Other MTVs are used to provide an additional surge volume for the paver (see Figure 6-47, Figure 6-48 and Figure 6-49). This surge volume allows for continuous paver operations. With an MTV, the paver no longer has to stop while one truck leaves and the next truck backs up. Additionally, the MTV serves as a buffer between the paver and the haul trucks, which eliminates most truck bumping problems. Finally, most MTVs offer some sort of remixing capability that remixes the cool HMA crust formed during transport with the hot interior HMA to produce a more uniform mix entering the paver. This remixing can essentially eliminate aggregate segregation and temperature differentials. Some states have actually implemented specifications that require a remixing MTV for paving contracts where segregation and temperature differentials are of concern.

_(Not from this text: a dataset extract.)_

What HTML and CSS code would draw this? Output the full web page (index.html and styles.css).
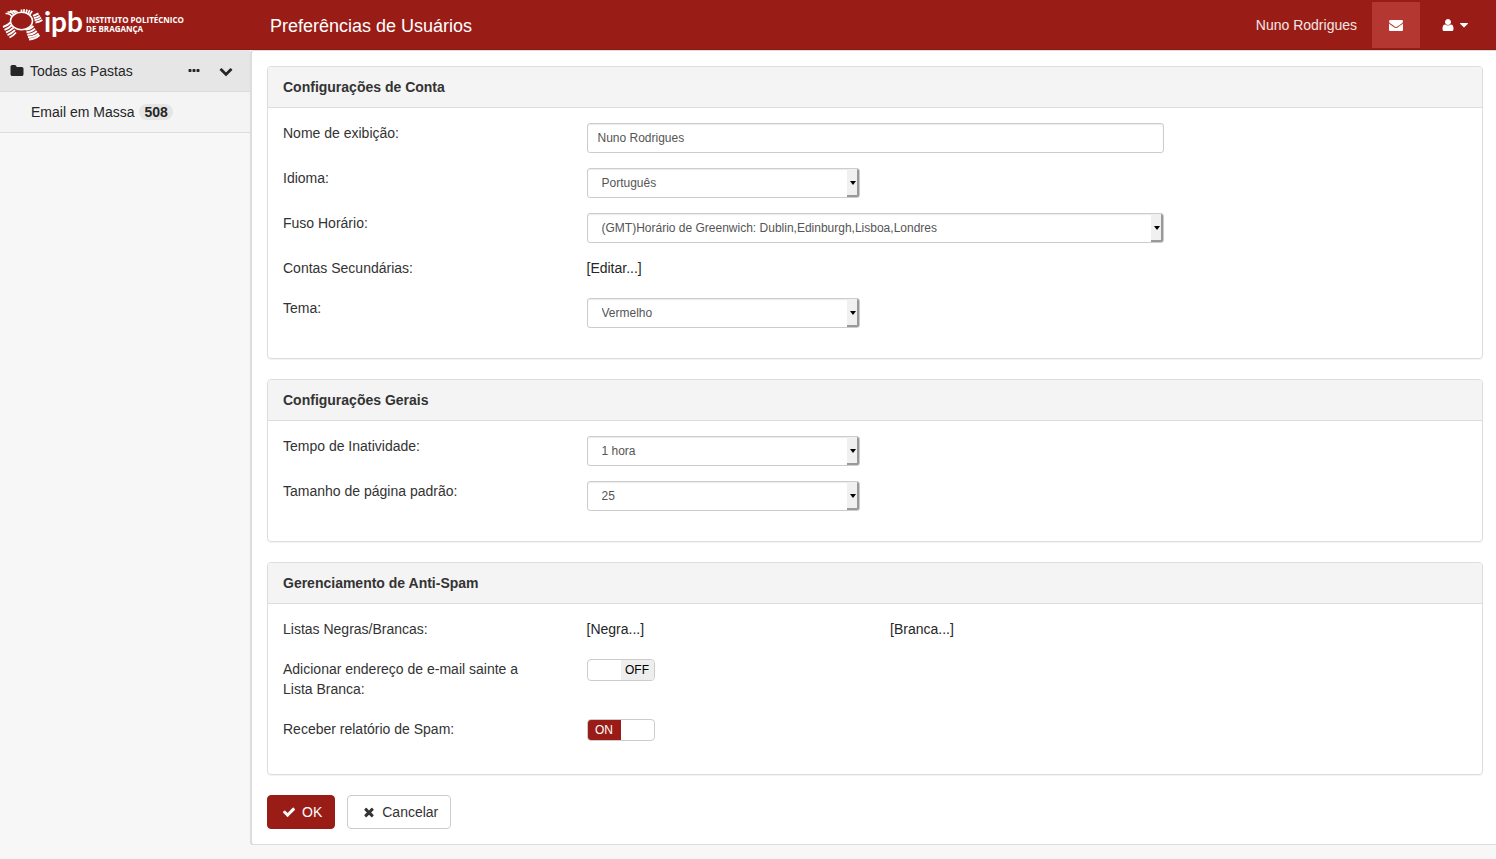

7.6.2 Surge Volume and Remixing MTVs

Surge volume/remixing MTVs are typically used in tandem with a paver hopper insert that increases the capacity of the paver hopper (see Figure 6-50). The insert is removable and sometimes contains remixing apparatus (such as a pugmill) near the bottom. At least one manufacturer has developed a paver solely for use with an MTV. The Roadtec StealthTM paver uses gravity feed and does not contain conveyors, hopper wings, or push rollers, which reduces initial cost as well as maintenance costs (Roadtec, 2001).

Blaw Knox MC-30 MTV.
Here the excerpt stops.